09 de abril de 2019
Los Hechos de los Apóstoles (Ellen G. White)
Capítulo 21
En las regiones lejanas
En las regiones lejanas
La severidad con que el carcelero había tratado a los apóstoles no había despertado su resentimiento. Pablo y Silas tenían el espíritu de Cristo, no el espíritu de venganza. Sus corazones, llenos del amor del Salvador, no daban cabida a la malicia contra sus perseguidores.
El carcelero dejó caer su espada y pidiendo luz, se apresuró a ir a la mazmorra interior. Quería ver qué clase de hombres eran éstos que retribuían con bondad la crueldad con que habían sido tratados. Al llegar donde estaban los apóstoles, postrándose ante ellos, les pidió que le perdonaran. Entonces, sacándolos al patio, les preguntó: “Señores, ¿qué es menester que yo haga para ser salvo?”

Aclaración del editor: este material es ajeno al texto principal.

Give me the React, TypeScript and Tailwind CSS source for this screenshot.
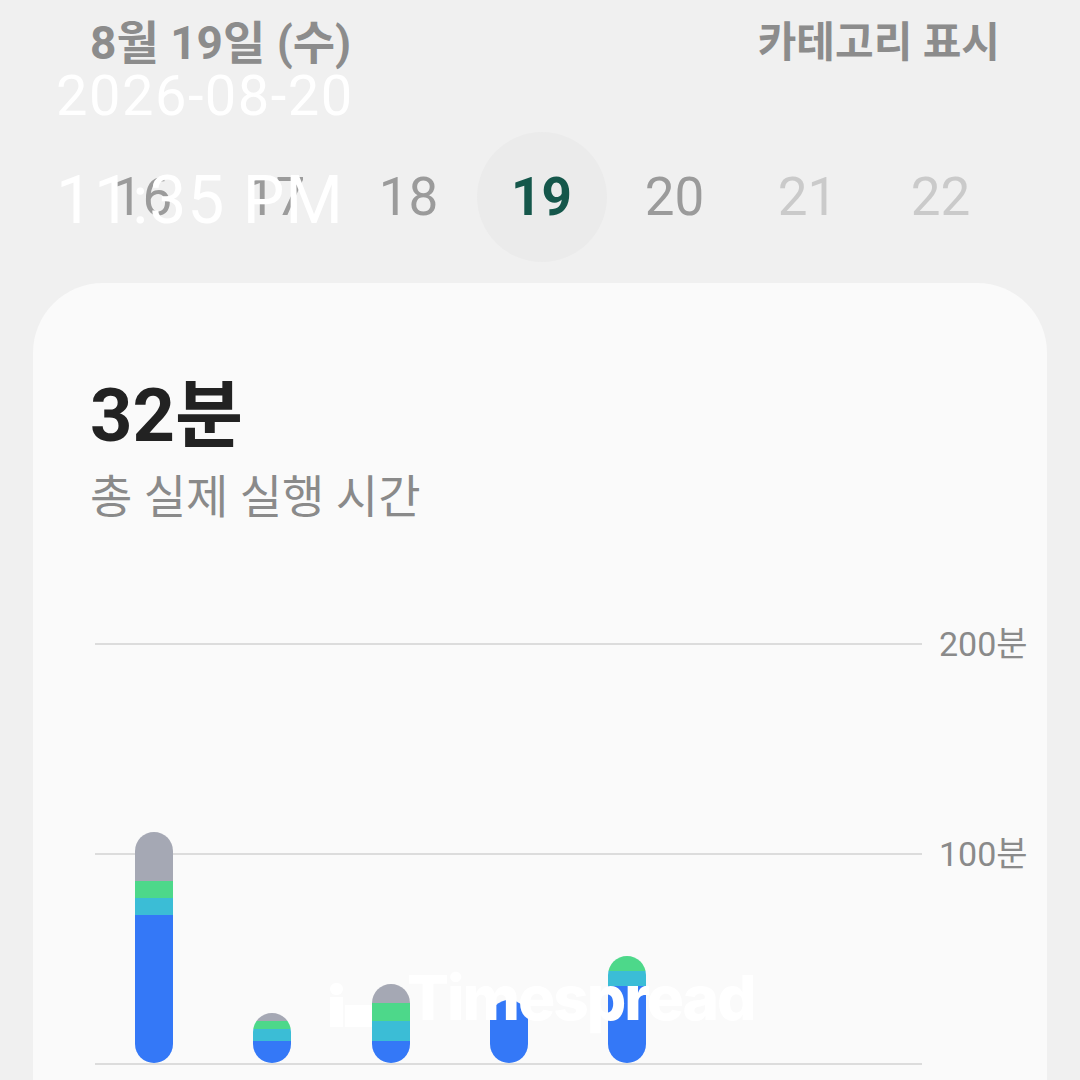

El carcelero había temblado al ver la ira de Dios manifestada en el terremoto; cuando pensó que los presos se habían escapado, había estado dispuesto a suicidarse; pero ahora todas estas cosas le parecían insignificantes en comparación con el nuevo y extraño terror que agitaba su mente, y con el deseo de tener la tranquilidad y alegría manifestadas por los apóstoles bajo el sufrimiento y el ultraje. Vió en sus rostros la luz del cielo; sabía que Dios había intervenido milagrosamente para salvar sus vidas, y se revistieron de extraordinaria fuerza las palabras de la endemoniada: “Estos hombres son siervos del Dios Alto, los cuales os anuncian el camino de salud.”
Con profunda humildad pidió a los apóstoles que le mostraran el camino de la vida. “Cree en el Señor Jesucristo, y serás salvo tú, y tu casa—contestaron ellos.—Y le hablaron la palabra del Señor, y a todos los que estaban en su casa.” El carcelero lavó entonces las heridas de los apóstoles, y les sirvió, después de lo cual fué bautizado por ellos, con toda su casa. Una influencia santificadora se difundió entre los presos, y todos estaban dispuestos a escuchar las verdades habladas por los apóstoles. Estaban convencidos que el Dios a quien estos hombres servían los había librado milagrosamente de sus cadenas.
Los habitantes de Filipos se habían aterrado grandemente por el terremoto; y cuando, por la mañana, los oficiales de la cárcel les dijeron a los magistrados lo que había ocurrido durante la noche, se alarmaron, y enviaron a los alguaciles para soltar a los apóstoles. Pero Pablo declaró: “Azotados públicamente sin ser condenados, siendo hombres Romanos, nos echaron en la cárcel; y ¿ahora nos echan encubiertamente? No, de cierto, sino vengan ellos y sáquennos.”
Los apóstoles eran ciudadanos romanos, y era ilícito azotar a un romano, a no ser por el crimen más flagrante, o privarlo de su libertad sin un juicio justo. Pablo y Silas habían sido encarcelados públicamente, y se negaron ahora a ser puestos privadamente en libertad sin la debida explicación de parte de los magistrados.
Cuando se comunicaron estas palabras a las autoridades, éstas se alarmaron por temor de que los apóstoles se quejaran al emperador, y yendo en seguida a la cárcel, pidieron disculpas a Pablo y Silas por la injusticia y crueldad que se les había hecho, y los sacaron personalmente de la cárcel y les rogaron que se fueran de la ciudad. Los magistrados temían la influencia de los apóstoles sobre el pueblo, y también el Poder que había intervenido en favor de esos hombres inocentes.